Путешествуя в те годы, я видел, что люди в больших европейских городах кардинально отличались от жителей Москвы. В России тогда мало кто чувствовал себя защищенным, уверенным в завтрашнем дне. В большинстве своем россияне были закрытыми необщительными интровертами. В Лондоне и Париже магазины, рестораны, кофейни и салоны красоты зазывали большими открытыми витринами. Было непривычно идти по улице и видеть, как люди за стеклом совершают покупки, общаются, едят или делают стрижку с укладкой прямо у тебя на глазах. В Москве же кофеен тогда было очень мало, а салонов красоты с большими витринами на главных улицах города – и того меньше. Парикмахерские в те времена располагались преимущественно в переулках, в помещениях с низкой арендной платой.

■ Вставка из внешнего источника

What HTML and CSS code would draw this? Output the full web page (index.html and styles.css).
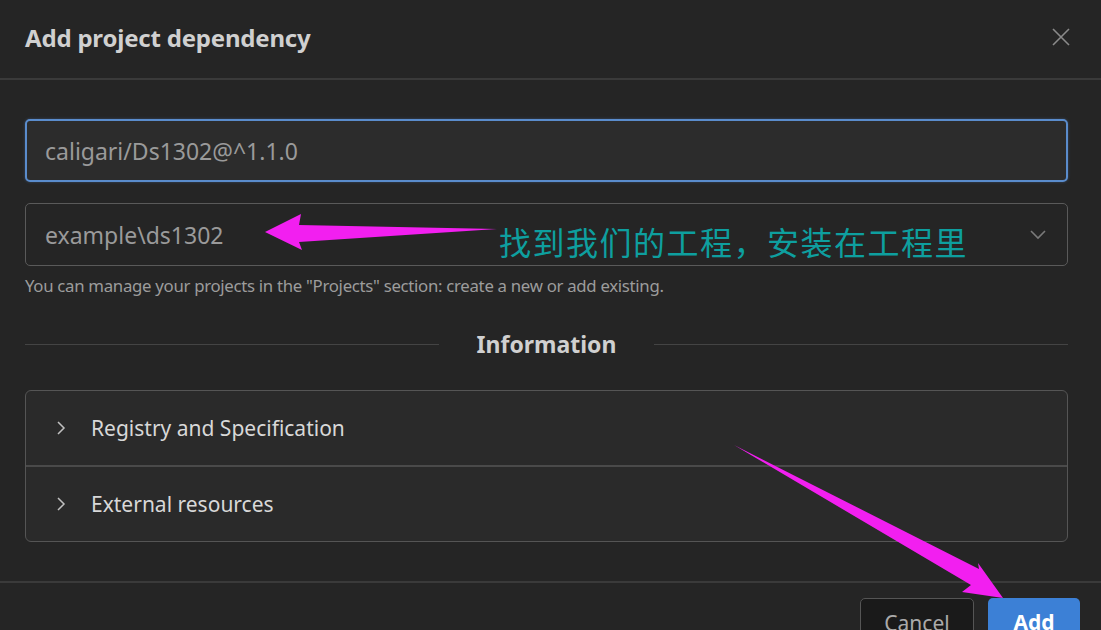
FILE: index.html
```html
<!DOCTYPE html>
<html lang="en">
<head>
    <meta charset="UTF-8">
    <title>Add project dependency</title>
    <link rel="stylesheet" href="styles.css">
</head>
<body>
    <div class="dialog">
        <div class="dialog-header">
            <div class="dialog-title">Add project dependency</div>
            <svg class="close-icon" width="20" height="20" viewBox="0 0 20 20">
                <path d="M2 2 L18 18 M18 2 L2 18" stroke="#8a8a8a" stroke-width="1.6" fill="none"/>
            </svg>
        </div>

        <div class="dialog-body">
            <div class="field field-focused">caligari/Ds1302@^1.1.0</div>
            <div class="field field-select">
                <span>example\ds1302</span>
                <svg class="select-chevron" width="18" height="12" viewBox="0 0 18 12">
                    <path d="M2 2 L9 9 L16 2" stroke="#7a7a7a" stroke-width="1.6" fill="none"/>
                </svg>
            </div>
            <div class="hint">You can manage your projects in the "Projects" section: create a new or add existing.</div>

            <div class="divider">
                <span class="divider-line"></span>
                <span class="divider-text">Information</span>
                <span class="divider-line"></span>
            </div>

            <div class="accordion">
                <div class="accordion-row">
                    <svg class="row-chevron" width="12" height="16" viewBox="0 0 12 16">
                        <path d="M3 2 L9 8 L3 14" stroke="#c0c0c0" stroke-width="1.5" fill="none"/>
                    </svg>
                    <span>Registry and Specification</span>
                </div>
                <div class="accordion-row">
                    <svg class="row-chevron" width="12" height="16" viewBox="0 0 12 16">
                        <path d="M3 2 L9 8 L3 14" stroke="#c0c0c0" stroke-width="1.5" fill="none"/>
                    </svg>
                    <span>External resources</span>
                </div>
            </div>
        </div>

        <div class="dialog-footer">
            <button class="btn btn-cancel">Cancel</button>
            <button class="btn btn-add">Add</button>
        </div>
    </div>

    <!-- annotation layer drawn on top of the screenshot -->
    <div class="note">找到我们的工程，安装在工程里</div>
    <svg class="arrows" width="1101" height="630" viewBox="0 0 1101 630">
        <path d="M265 232 L301 214 L299 225 L497 229 L299 242 L302 250 Z" fill="#f21ff0"/>
        <path d="M734 445 L979 569 L978 563 L1003 598 L962 592 L971 585 Z" fill="#f21ff0"/>
    </svg>
</body>
</html>
```

FILE: styles.css
```css
body {
    margin: 0;
    background-color: #252525;
    font-family: 'Noto Sans', 'Open Sans', sans-serif;
    color: #cccccc;
    width: 1101px;
    height: 630px;
    overflow: hidden;
    position: relative;
}

.dialog {
    display: flex;
    flex-direction: column;
    height: 100%;
}

.dialog > * {
    flex-shrink: 0;
}

.dialog-header {
    height: 80px;
    box-sizing: border-box;
    border-bottom: 2px solid #3a3a3a;
    display: flex;
    align-items: center;
    justify-content: space-between;
    padding: 0 30px 4px 25px;
}

.dialog-title {
    font-size: 24px;
    font-weight: bold;
    color: #d0d0d0;
    letter-spacing: -0.2px;
}

.dialog-body {
    padding: 39px 33px 0 25px;
}

.field {
    height: 63px;
    box-sizing: border-box;
    border-radius: 5px;
    border: 1px solid #5a5a5a;
    padding: 0 19px;
    display: flex;
    align-items: center;
    font-size: 23px;
    color: #9a9a9a;
}

.field-focused {
    border: 2px solid #5a8ccc;
    background-color: #2c2c2c;
    padding-left: 18px;
    box-shadow: 0 0 3px rgba(90, 140, 204, 0.4);
}

.field-select {
    margin-top: 21px;
    justify-content: space-between;
    padding-right: 20px;
}

.hint {
    margin-top: 8px;
    font-size: 16.8px;
    line-height: 24px;
    color: #9c9c9c;
    letter-spacing: -0.3px;
}

.divider {
    display: flex;
    align-items: center;
    margin-top: 26px;
    height: 40px;
}

.divider-line {
    flex: 1;
    height: 1px;
    background-color: #444444;
}

.divider-text {
    padding: 0 38px;
    font-size: 23px;
    font-weight: bold;
    color: #d0d0d0;
}

.accordion {
    margin-top: 26px;
    border: 1px solid #555555;
    border-radius: 6px;
    background-color: #2a2a2a;
}

.accordion-row {
    height: 74px;
    display: flex;
    align-items: center;
    padding-left: 29px;
    font-size: 21px;
    color: #d8d8d8;
}

.accordion-row + .accordion-row {
    border-top: 2px solid #4a4a4a;
}

.row-chevron {
    margin-right: 24px;
}

.dialog-footer {
    margin-top: 39px;
    border-top: 2px solid #3a3a3a;
    display: flex;
    justify-content: flex-end;
    gap: 14px;
    padding: 15px 21px 0 0;
}

.btn {
    height: 50px;
    border-radius: 5px;
    font-family: 'Noto Sans', 'Open Sans', sans-serif;
    font-size: 21px;
    padding: 10px 0 0;
    display: flex;
    justify-content: center;
}

.btn-cancel {
    width: 114px;
    background-color: #1a1a1a;
    border: 1px solid #555555;
    color: #aaaaaa;
}

.btn-add {
    width: 92px;
    background-color: #3c80d6;
    border: none;
    color: #ffffff;
    font-weight: bold;
}

.note {
    position: absolute;
    left: 499px;
    top: 219px;
    font-family: 'Noto Sans CJK SC', sans-serif;
    font-size: 32px;
    line-height: 44px;
    color: #0e9f9f;
    letter-spacing: 1.5px;
}

.arrows {
    position: absolute;
    left: 0;
    top: 0;
}
```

Порой, чтобы попасть в салон, надо было или преодолеть домофон и пару-тройку лестничных пролетов, или спуститься в подвал, или зайти в темную подворотню. Для меня было очевидно, что мы движемся к европейской модели поведения. Естественным становилось желание не только иметь хороший автомобиль, путешествовать, покупать качественные товары, но и потреблять услуги, отличные от тех, что были нормой в советский период. Не было сомнений в том, что с ростом доходов люди будут меняться, становиться более защищенными, более открытыми и свободными. Можно было попытаться открыть салон красоты без разделения на мужской и женский залы, как это было в Советском Союзе. В том, что мужчины и женщины будут стричься не через стенку, а рядом друг с другом, звучал определенный призыв к свободе, о которой тогда мечтали все. К тому же у мастеров-универсалов появлялся шанс больше заработать. Мне тогда казалось, что салон в плане бизнес-модели мало чем отличается от ритейла: достаточно завлечь покупателя яркой витриной – и все будет в порядке.